Attorneys for State:

 

Neale T. Adams, District Attorney

Carrie L. Linthicum, Asst. Dist. Atty.

144 Sweden Street

Caribou, ME 04736

 

Attorney for defendant:

 

Richard L. Rhoda, Esq.

P O Box 743

Houlton, ME 04730



  [1] The provisions of the OUI law were repealed and replaced, effective July 1, 2004, by P.L. 2003, ch. 452 §§ Q-77 to Q-83.  Charges on and after July 1, 2004, are brought pursuant to 29-A M.R.S.A. § 2411(1-A) (Supp. 2004).  The events in this case occurred before the change in the law.

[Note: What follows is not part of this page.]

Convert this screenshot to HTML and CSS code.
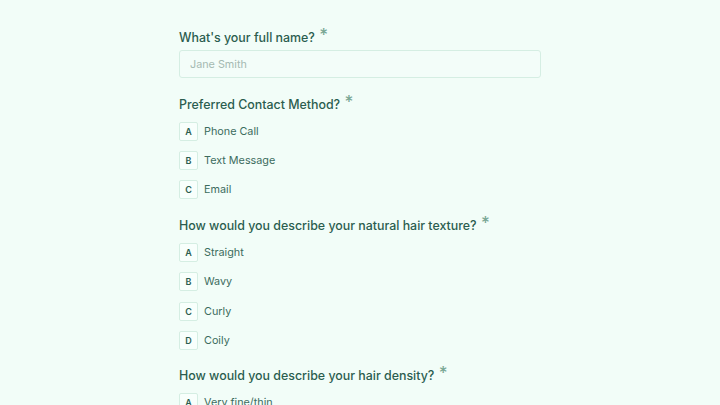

  [2] This provision of the divided highways law was amended effective July 1, 2004, by P.L. 2003, ch. 452, §§ Q-29, Q-30.  Charges on and after July 1, 2004, are brought pursuant to 29-A M.R.S.A. § 2052(3), (3-A) (Supp. 2004).  The events in this case occurred before the change in the law.

  [3]   The evidence of the officer's reasonable and articulable suspicion, prior to the stop, that a violation of law was about to occur, would have limited the prospects for success on the merits of an appeal.

 

  [4] Smith received a sentence of seven days in the county jail, a $600 fine and a 365-day suspension of his operating privileges. 

 

  [5]   The harmless error doctrine is articulated in M.R. Crim. P. 52(a).